--- Start of DATASET EXTRACT ---
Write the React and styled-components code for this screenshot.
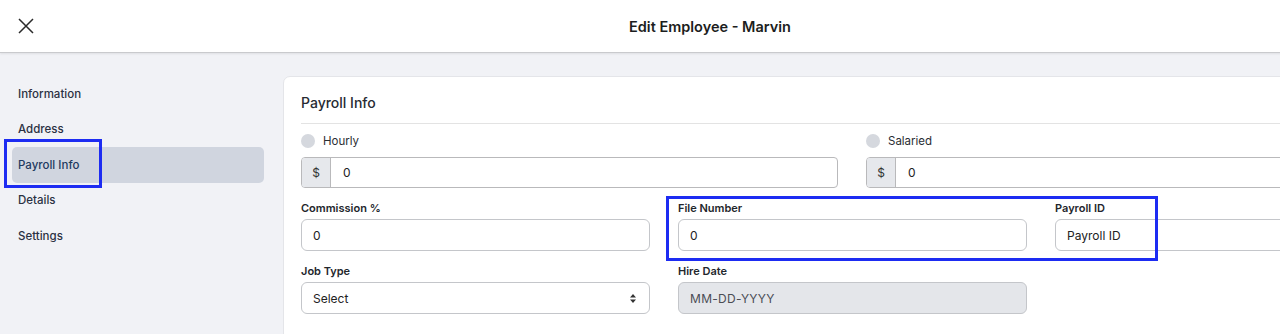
import styled, { createGlobalStyle } from "styled-components";

const GlobalStyle = createGlobalStyle`
  body {
    margin: 0;
    background: #f1f2f6;
    font-family: Inter, "Noto Sans", sans-serif;
    color: #23272f;
    overflow: hidden;
  }
`;

const Page = styled.div`
  position: relative;
  width: 1420px;
  height: 334px;
  overflow: hidden;
`;

const Header = styled.header`
  height: 52px;
  background: #fff;
  border-bottom: 1px solid #c9cacd;
  box-shadow: 0 1px 2px rgba(0, 0, 0, 0.08);
  display: flex;
  align-items: center;
  position: relative;
`;

const CloseButton = styled.button`
  border: 0;
  background: none;
  padding: 0;
  margin-left: 17px;
  width: 18px;
  height: 18px;
  display: flex;
  cursor: pointer;
`;

const Title = styled.h1`
  position: absolute;
  left: 0;
  right: 0;
  margin: 0;
  text-align: center;
  font-size: 14.5px;
  font-weight: 600;
  color: #1c1d20;
  pointer-events: none;
`;

const Body = styled.div`
  display: flex;
`;

const Sidebar = styled.nav`
  width: 283px;
  flex: none;
  box-sizing: border-box;
  padding: 23px 19px 0 12px;
  display: flex;
  flex-direction: column;
`;

const NavItem = styled.a`
  height: 35.5px;
  display: flex;
  align-items: center;
  padding-left: 6px;
  border-radius: 5px;
  font-size: 11.5px;
  font-weight: 500;
  color: ${(p) => (p.$active ? "#1f3a60" : "#2b3142")};
  background: ${(p) => (p.$active ? "#d0d5df" : "transparent")};
  text-decoration: none;
`;

const Card = styled.section`
  margin-top: 23px;
  width: 1137px;
  flex: none;
  box-sizing: border-box;
  background: #fff;
  border: 1px solid #e4e5e9;
  border-radius: 7px;
  padding: 16px 16px 40px 17px;
`;

const CardTitle = styled.h2`
  margin: 0;
  font-size: 14px;
  line-height: 20px;
  font-weight: 500;
  color: #272b33;
  padding-bottom: 10px;
  border-bottom: 1px solid #e3e3e3;
`;

const PayRow = styled.div`
  display: grid;
  grid-template-columns: 537px 537px;
  column-gap: 28px;
  margin-top: 10px;
`;

const PayCol = styled.div`
  display: flex;
  flex-direction: column;
  gap: 9px;
`;

const RadioLabel = styled.label`
  display: flex;
  align-items: center;
  gap: 8px;
  height: 14px;
  font-size: 11.5px;
  color: #2a2d33;
`;

const RadioDot = styled.span`
  width: 14px;
  height: 14px;
  border-radius: 50%;
  background: #d5d8de;
  flex: none;
`;

const InputGroup = styled.div`
  display: flex;
  height: 31px;
  box-sizing: border-box;
  border: 1px solid #b9b9bb;
  border-radius: 4px;
  overflow: hidden;
`;

const Prefix = styled.span`
  width: 28px;
  flex: none;
  display: flex;
  align-items: center;
  justify-content: center;
  background: #e6e8ec;
  border-right: 1px solid #b9b9bb;
  font-size: 12px;
  color: #333;
`;

const GroupValue = styled.span`
  display: flex;
  align-items: center;
  padding-left: 12px;
  font-size: 12px;
  color: #222;
`;

const FieldGrid = styled.div`
  display: grid;
  grid-template-columns: repeat(3, 349px);
  column-gap: 28px;
  row-gap: 13px;
  margin-top: 13px;
`;

const Field = styled.div`
  display: flex;
  flex-direction: column;
  gap: 4px;
`;

const FieldLabel = styled.label`
  font-size: 11px;
  line-height: 14px;
  font-weight: 600;
  color: #23262c;
`;

const Box = styled.div`
  height: 32px;
  box-sizing: border-box;
  border: 1px solid #c4c6ca;
  border-radius: 6px;
  display: flex;
  align-items: center;
  justify-content: space-between;
  padding: 0 12px 0 11px;
  font-size: 12px;
  color: ${(p) => (p.$disabled ? "#4a4d55" : "#222")};
  background: ${(p) => (p.$disabled ? "#e4e6ea" : "#fff")};
  letter-spacing: ${(p) => (p.$disabled ? "0.3px" : "0")};
`;

const Highlight = styled.div`
  position: absolute;
  box-sizing: border-box;
  border: 3px solid #1d2cf2;
  pointer-events: none;
`;

function CloseIcon() {
  return (
    <svg width="18" height="18" viewBox="0 0 18 18">
      <path d="M2 2 L16 16 M16 2 L2 16" stroke="#2b2b2b" strokeWidth="1.5" fill="none" />
    </svg>
  );
}

function SelectArrows() {
  return (
    <svg width="8" height="11" viewBox="0 0 8 11">
      <path d="M4 1 L7 4.5 H1 Z M4 10 L7 6.5 H1 Z" fill="#333" />
    </svg>
  );
}

export default function App() {
  const nav = ["Information", "Address", "Payroll Info", "Details", "Settings"];
  return (
    <Page>
      <GlobalStyle />
      <Header>
        <CloseButton aria-label="Close">
          <CloseIcon />
        </CloseButton>
        <Title>Edit Employee - Marvin</Title>
      </Header>
      <Body>
        <Sidebar>
          {nav.map((item) => (
            <NavItem key={item} href="#" $active={item === "Payroll Info"}>
              {item}
            </NavItem>
          ))}
        </Sidebar>
        <Card>
          <CardTitle>Payroll Info</CardTitle>
          <PayRow>
            <PayCol>
              <RadioLabel>
                <RadioDot />
                Hourly
              </RadioLabel>
              <InputGroup>
                <Prefix>$</Prefix>
                <GroupValue>0</GroupValue>
              </InputGroup>
            </PayCol>
            <PayCol>
              <RadioLabel>
                <RadioDot />
                Salaried
              </RadioLabel>
              <InputGroup>
                <Prefix>$</Prefix>
                <GroupValue>0</GroupValue>
              </InputGroup>
            </PayCol>
          </PayRow>
          <FieldGrid>
            <Field>
              <FieldLabel>Commission %</FieldLabel>
              <Box>0</Box>
            </Field>
            <Field>
              <FieldLabel>File Number</FieldLabel>
              <Box>0</Box>
            </Field>
            <Field>
              <FieldLabel>Payroll ID</FieldLabel>
              <Box>Payroll ID</Box>
            </Field>
            <Field>
              <FieldLabel>Job Type</FieldLabel>
              <Box>
                Select
                <SelectArrows />
              </Box>
            </Field>
            <Field>
              <FieldLabel>Hire Date</FieldLabel>
              <Box $disabled>MM-DD-YYYY</Box>
            </Field>
          </FieldGrid>
        </Card>
      </Body>
      <Highlight style={{ left: 4, top: 139, width: 98, height: 49 }} />
      <Highlight style={{ left: 666, top: 196, width: 492, height: 65 }} />
    </Page>
  );
}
--- End of DATASET EXTRACT ---
#### [YOUR OBJECTIVE]
Would you set down the listing exactly, omitting pictures?

#### [OUTPUT BELOW]
Write the React and styled-components code for this screenshot.
import styled, { createGlobalStyle } from "styled-components";

const GlobalStyle = createGlobalStyle`
  body {
    margin: 0;
    background: #f1f2f6;
    font-family: Inter, "Noto Sans", sans-serif;
    color: #23272f;
    overflow: hidden;
  }
`;

const Page = styled.div`
  position: relative;
  width: 1420px;
  height: 334px;
  overflow: hidden;
`;

const Header = styled.header`
  height: 52px;
  background: #fff;
  border-bottom: 1px solid #c9cacd;
  box-shadow: 0 1px 2px rgba(0, 0, 0, 0.08);
  display: flex;
  align-items: center;
  position: relative;
`;

const CloseButton = styled.button`
  border: 0;
  background: none;
  padding: 0;
  margin-left: 17px;
  width: 18px;
  height: 18px;
  display: flex;
  cursor: pointer;
`;

const Title = styled.h1`
  position: absolute;
  left: 0;
  right: 0;
  margin: 0;
  text-align: center;
  font-size: 14.5px;
  font-weight: 600;
  color: #1c1d20;
  pointer-events: none;
`;

const Body = styled.div`
  display: flex;
`;

const Sidebar = styled.nav`
  width: 283px;
  flex: none;
  box-sizing: border-box;
  padding: 23px 19px 0 12px;
  display: flex;
  flex-direction: column;
`;

const NavItem = styled.a`
  height: 35.5px;
  display: flex;
  align-items: center;
  padding-left: 6px;
  border-radius: 5px;
  font-size: 11.5px;
  font-weight: 500;
  color: ${(p) => (p.$active ? "#1f3a60" : "#2b3142")};
  background: ${(p) => (p.$active ? "#d0d5df" : "transparent")};
  text-decoration: none;
`;

const Card = styled.section`
  margin-top: 23px;
  width: 1137px;
  flex: none;
  box-sizing: border-box;
  background: #fff;
  border: 1px solid #e4e5e9;
  border-radius: 7px;
  padding: 16px 16px 40px 17px;
`;

const CardTitle = styled.h2`
  margin: 0;
  font-size: 14px;
  line-height: 20px;
  font-weight: 500;
  color: #272b33;
  padding-bottom: 10px;
  border-bottom: 1px solid #e3e3e3;
`;

const PayRow = styled.div`
  display: grid;
  grid-template-columns: 537px 537px;
  column-gap: 28px;
  margin-top: 10px;
`;

const PayCol = styled.div`
  display: flex;
  flex-direction: column;
  gap: 9px;
`;

const RadioLabel = styled.label`
  display: flex;
  align-items: center;
  gap: 8px;
  height: 14px;
  font-size: 11.5px;
  color: #2a2d33;
`;

const RadioDot = styled.span`
  width: 14px;
  height: 14px;
  border-radius: 50%;
  background: #d5d8de;
  flex: none;
`;

const InputGroup = styled.div`
  display: flex;
  height: 31px;
  box-sizing: border-box;
  border: 1px solid #b9b9bb;
  border-radius: 4px;
  overflow: hidden;
`;

const Prefix = styled.span`
  width: 28px;
  flex: none;
  display: flex;
  align-items: center;
  justify-content: center;
  background: #e6e8ec;
  border-right: 1px solid #b9b9bb;
  font-size: 12px;
  color: #333;
`;

const GroupValue = styled.span`
  display: flex;
  align-items: center;
  padding-left: 12px;
  font-size: 12px;
  color: #222;
`;

const FieldGrid = styled.div`
  display: grid;
  grid-template-columns: repeat(3, 349px);
  column-gap: 28px;
  row-gap: 13px;
  margin-top: 13px;
`;

const Field = styled.div`
  display: flex;
  flex-direction: column;
  gap: 4px;
`;

const FieldLabel = styled.label`
  font-size: 11px;
  line-height: 14px;
  font-weight: 600;
  color: #23262c;
`;

const Box = styled.div`
  height: 32px;
  box-sizing: border-box;
  border: 1px solid #c4c6ca;
  border-radius: 6px;
  display: flex;
  align-items: center;
  justify-content: space-between;
  padding: 0 12px 0 11px;
  font-size: 12px;
  color: ${(p) => (p.$disabled ? "#4a4d55" : "#222")};
  background: ${(p) => (p.$disabled ? "#e4e6ea" : "#fff")};
  letter-spacing: ${(p) => (p.$disabled ? "0.3px" : "0")};
`;

const Highlight = styled.div`
  position: absolute;
  box-sizing: border-box;
  border: 3px solid #1d2cf2;
  pointer-events: none;
`;

function CloseIcon() {
  return (
    <svg width="18" height="18" viewBox="0 0 18 18">
      <path d="M2 2 L16 16 M16 2 L2 16" stroke="#2b2b2b" strokeWidth="1.5" fill="none" />
    </svg>
  );
}

function SelectArrows() {
  return (
    <svg width="8" height="11" viewBox="0 0 8 11">
      <path d="M4 1 L7 4.5 H1 Z M4 10 L7 6.5 H1 Z" fill="#333" />
    </svg>
  );
}

export default function App() {
  const nav = ["Information", "Address", "Payroll Info", "Details", "Settings"];
  return (
    <Page>
      <GlobalStyle />
      <Header>
        <CloseButton aria-label="Close">
          <CloseIcon />
        </CloseButton>
        <Title>Edit Employee - Marvin</Title>
      </Header>
      <Body>
        <Sidebar>
          {nav.map((item) => (
            <NavItem key={item} href="#" $active={item === "Payroll Info"}>
              {item}
            </NavItem>
          ))}
        </Sidebar>
        <Card>
          <CardTitle>Payroll Info</CardTitle>
          <PayRow>
            <PayCol>
              <RadioLabel>
                <RadioDot />
                Hourly
              </RadioLabel>
              <InputGroup>
                <Prefix>$</Prefix>
                <GroupValue>0</GroupValue>
              </InputGroup>
            </PayCol>
            <PayCol>
              <RadioLabel>
                <RadioDot />
                Salaried
              </RadioLabel>
              <InputGroup>
                <Prefix>$</Prefix>
                <GroupValue>0</GroupValue>
              </InputGroup>
            </PayCol>
          </PayRow>
          <FieldGrid>
            <Field>
              <FieldLabel>Commission %</FieldLabel>
              <Box>0</Box>
            </Field>
            <Field>
              <FieldLabel>File Number</FieldLabel>
              <Box>0</Box>
            </Field>
            <Field>
              <FieldLabel>Payroll ID</FieldLabel>
              <Box>Payroll ID</Box>
            </Field>
            <Field>
              <FieldLabel>Job Type</FieldLabel>
              <Box>
                Select
                <SelectArrows />
              </Box>
            </Field>
            <Field>
              <FieldLabel>Hire Date</FieldLabel>
              <Box $disabled>MM-DD-YYYY</Box>
            </Field>
          </FieldGrid>
        </Card>
      </Body>
      <Highlight style={{ left: 4, top: 139, width: 98, height: 49 }} />
      <Highlight style={{ left: 666, top: 196, width: 492, height: 65 }} />
    </Page>
  );
}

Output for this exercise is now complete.